# Exercise goal
All lines in the records below from the line with "What React and" through the line with "import React from 'react'" are to be given again exactly, both ends included; the pictures are to be left out.

# Task data
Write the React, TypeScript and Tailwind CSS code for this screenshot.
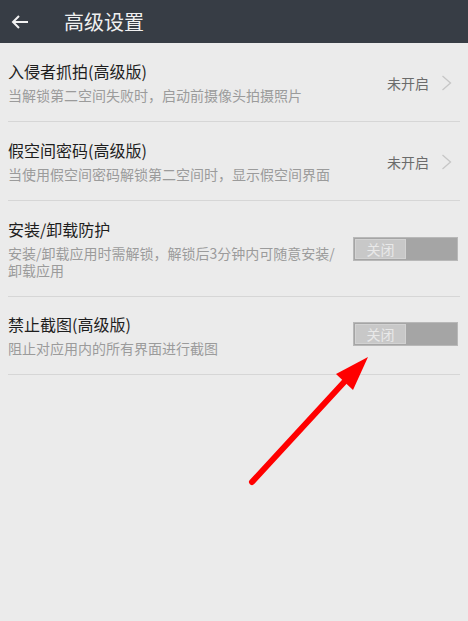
import React from "react";

const font = { fontFamily: '"Noto Sans CJK SC", "Noto Sans", sans-serif' };

function Chevron() {
  return (
    <svg width="12" height="16" viewBox="0 0 12 16" className="ml-[12px]">
      <path d="M1.5 1 L9.5 8 L1.5 15" fill="none" stroke="#c6c6c6" strokeWidth="1.3" />
    </svg>
  );
}

function Toggle() {
  return (
    <div className="w-[105px] h-[24px] bg-[#a5a5a5] border border-[#b8b8b8] flex p-[1px] mr-[2px]">
      <div className="w-[51px] h-full bg-[#c8c8c8] border border-[#d2d2d2] flex items-center justify-center text-[14px] text-[#e9e9e9] leading-none">
        关闭
      </div>
    </div>
  );
}

function Row({
  title,
  sub,
  right,
  h,
}: {
  title: string;
  sub: React.ReactNode;
  right: React.ReactNode;
  h: string;
}) {
  return (
    <div className={`flex items-center border-b border-[#d6d6d6] ${h}`}>
      <div className="flex-1 flex flex-col">
        <div className="text-[16px] leading-[20px] text-[#1e1e1e]">{title}</div>
        <div className="text-[14px] leading-[17px] text-[#9b9b9b] mt-[6px]">{sub}</div>
      </div>
      {right}
    </div>
  );
}

export default function App() {
  return (
    <div className="w-[468px] h-[621px] bg-[#ebebeb] relative overflow-hidden" style={font}>
      <div className="h-[43px] bg-[#373d45] flex items-center">
        <svg width="20" height="16" viewBox="0 0 20 16" className="ml-[10px]">
          <path d="M18 8 H3 M9 2 L3 8 L9 14" fill="none" stroke="#f2f2f2" strokeWidth="2" />
        </svg>
        <div className="ml-[34px] text-[20px] text-[#f0f0f0] leading-none">高级设置</div>
      </div>
      <div className="pl-[8px] pr-[8px]">
        <Row
          h="h-[79px]"
          title="入侵者抓拍(高级版)"
          sub="当解锁第二空间失败时，启动前摄像头拍摄照片"
          right={
            <div className="flex items-center text-[14px] text-[#6b6b6b] mr-[7px] mt-[2px]">
              未开启
              <Chevron />
            </div>
          }
        />
        <Row
          h="h-[79px]"
          title="假空间密码(高级版)"
          sub="当使用假空间密码解锁第二空间时，显示假空间界面"
          right={
            <div className="flex items-center text-[14px] text-[#6b6b6b] mr-[7px] mt-[2px]">
              未开启
              <Chevron />
            </div>
          }
        />
        <Row
          h="h-[96px]"
          title="安装/卸载防护"
          sub={
            <span className="block w-[340px]">
              安装/卸载应用时需解锁，解锁后3分钟内可随意安装/卸载应用
            </span>
          }
          right={
            <div className="self-start mt-[36px]">
              <Toggle />
            </div>
          }
        />
        <Row
          h="h-[78px]"
          title="禁止截图(高级版)"
          sub="阻止对应用内的所有界面进行截图"
          right={
            <div className="mt-[-4px]">
              <Toggle />
            </div>
          }
        />
      </div>
      <svg className="absolute left-0 top-0" width="468" height="621" viewBox="0 0 468 621">
        <line x1="252" y1="482" x2="346" y2="380" stroke="#ff0000" strokeWidth="6" strokeLinecap="round" />
        <polygon points="368,357 336,374 353,390" fill="#ff0000" />
      </svg>
    </div>
  );
}
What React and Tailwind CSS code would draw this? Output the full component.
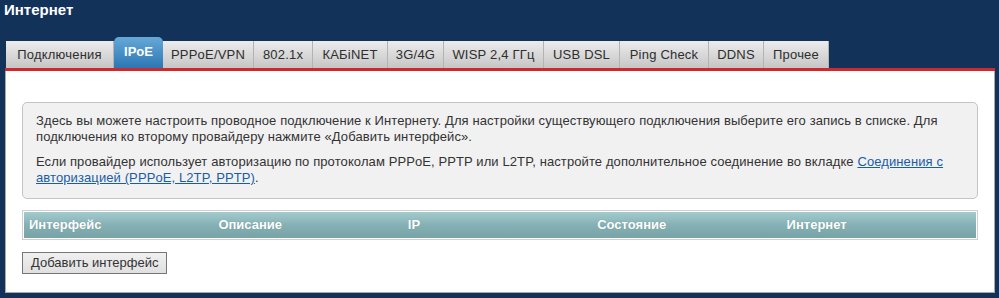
import React from 'react'

const tabs = [
  ['Подключения', 'w-[108px]'],
  ['IPoE', 'w-[49px]'],
  ['PPPoE/VPN', 'w-[91px]'],
  ['802.1x', 'w-[59px]'],
  ['КАБiNET', 'w-[75px]'],
  ['3G/4G', 'w-[56px]'],
  ['WISP 2,4 ГГц', 'w-[100px]'],
  ['USB DSL', 'w-[76px]'],
  ['Ping Check', 'w-[89px]'],
  ['DDNS', 'w-[55px]'],
  ['Прочее', 'w-[65px]'],
]
const columns = ['Интерфейс', 'Описание', 'IP', 'Состояние', 'Интернет']

export default function App() {
  return (
    <div className="h-[298px] w-[999px] overflow-hidden bg-[#12325a] font-['Liberation_Sans',Arial,sans-serif] text-[#333]">
      {/* Page title */}
      <h1 className="h-[37px] pl-[4px] pt-[1px] text-[15px] font-bold leading-[18px] text-white">Интернет</h1>

      {/* Tab strip */}
      <div className="ml-[6px] flex h-[31px] items-end">
        {tabs.map(([t, w]) =>
          t === 'IPoE' ? (
            <div
              key={t}
              className={`${w} flex h-[31px] items-center justify-center rounded-t-[5px] bg-gradient-to-b from-[#66a9d8] to-[#2a77b4] pb-[2px] text-[13px] font-bold text-white`}
            >
              {t}
            </div>
          ) : (
            <div
              key={t}
              className={`${w} flex h-[27px] items-center justify-center border-r border-[#b3b3b3] bg-gradient-to-b from-[#ececec] to-[#c6c6c6] text-[13px] tracking-[0.2px] text-[#2e2e2e]`}
            >
              {t}
            </div>
          )
        )}
      </div>

      {/* Panel */}
      <div className="ml-[5px] w-[990px] border-t-[3px] border-[#d0282c]">
        <div className="h-[222px] border-x border-b border-[#a9a9a9] bg-white px-[16px] pt-[31px]">
          <div className="rounded-[5px] border border-[#c4c4c4] bg-[#f1f1f1] px-[13px] pt-[10px] pb-[12px] text-[13px] leading-[16px] tracking-[0.1px] text-[#333]">
            <p>
              Здесь вы можете настроить проводное подключение к Интернету. Для настройки существующего подключения выберите его запись в списке. Для подключения ко второму провайдеру нажмите «Добавить интерфейс».
            </p>
            <p className="mt-[9px]">
              Если провайдер использует авторизацию по протоколам PPPoE, PPTP или L2TP, настройте дополнительное соединение во вкладке{' '}
              <a href="#" className="text-[#1a5ca6] underline">
                Соединения с авторизацией (PPPoE, L2TP, PPTP)
              </a>
              .
            </p>
          </div>

          <div className="mt-[11px] border border-[#cfcfcf]">
            <div className="grid h-[28px] grid-cols-5 items-center border border-white bg-gradient-to-b from-[#a3cbce] via-[#86b1b4] to-[#78a3a6] pl-[5px] text-[13px] font-bold text-white [text-shadow:0_0_1px_rgba(0,0,0,0.2)]">
              {columns.map((c) => (
                <div key={c}>{c}</div>
              ))}
            </div>
          </div>

          <button className="mt-[12px] h-[22px] border border-[#767676] bg-gradient-to-b from-[#f0f0f0] to-[#e0e0e0] px-[8px] text-[13px] leading-[18px] text-[#333]">
            Добавить интерфейс
          </button>
        </div>
      </div>
    </div>
  )
}
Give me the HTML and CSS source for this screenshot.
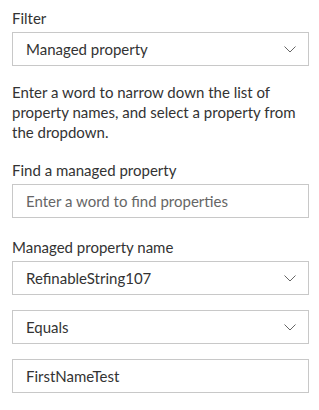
FILE: index.html
```html
<!DOCTYPE html>
<html>
<head>
<meta charset="utf-8">
<link rel="stylesheet" href="styles.css">
</head>
<body>
<div class="panel">
  <div class="label">Filter</div>
  <div class="field dropdown">
    <span class="value">Managed property</span>
    <svg class="chev" width="12" height="7" viewBox="0 0 12 7"><path d="M0.5 0.5 L6 6 L11.5 0.5" fill="none" stroke="#666" stroke-width="1"/></svg>
  </div>

  <p class="desc">Enter a word to narrow down the list of property names, and select a property from the dropdown.</p>

  <div class="label">Find a managed property</div>
  <div class="field text">
    <span class="placeholder">Enter a word to find properties</span>
  </div>

  <div class="label label-spaced">Managed property name</div>
  <div class="field dropdown">
    <span class="value">RefinableString107</span>
    <svg class="chev" width="12" height="7" viewBox="0 0 12 7"><path d="M0.5 0.5 L6 6 L11.5 0.5" fill="none" stroke="#666" stroke-width="1"/></svg>
  </div>

  <div class="field dropdown gap">
    <span class="value">Equals</span>
    <svg class="chev" width="12" height="7" viewBox="0 0 12 7"><path d="M0.5 0.5 L6 6 L11.5 0.5" fill="none" stroke="#666" stroke-width="1"/></svg>
  </div>

  <div class="field text gap">
    <span class="value">FirstNameTest</span>
  </div>
</div>
</body>
</html>
```

FILE: styles.css
```css
html, body {
  margin: 0;
  padding: 0;
  background: #ffffff;
}
body {
  font-family: Lato, "Open Sans", sans-serif;
  font-size: 15px;
  color: #333333;
}
.panel {
  width: 297px;
  padding: 8px 10px 0 12px;
}
.label {
  line-height: 20px;
  margin-bottom: 4px;
  color: #333333;
}
.label-spaced {
  margin-top: 19px;
}
.field {
  box-sizing: border-box;
  height: 34px;
  border: 1px solid #c8c8c8;
  display: flex;
  align-items: center;
  padding: 0 12px 0 13px;
}
.dropdown {
  justify-content: space-between;
}
.chev {
  display: block;
  margin-right: 0;
}
.placeholder {
  color: #666666;
}
.value {
  color: #333333;
}
.desc {
  margin: 16px 0 18px 0;
  line-height: 20px;
  width: 285px;
}
.gap {
  margin-top: 15px;
}
```
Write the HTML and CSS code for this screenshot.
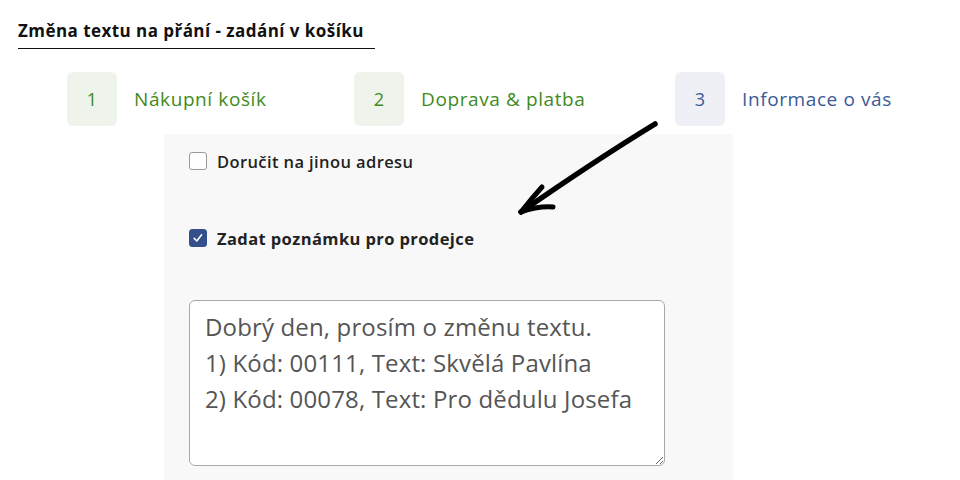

# Finished answer
What React and Tailwind CSS code would draw this? Output the full component.
import React from 'react'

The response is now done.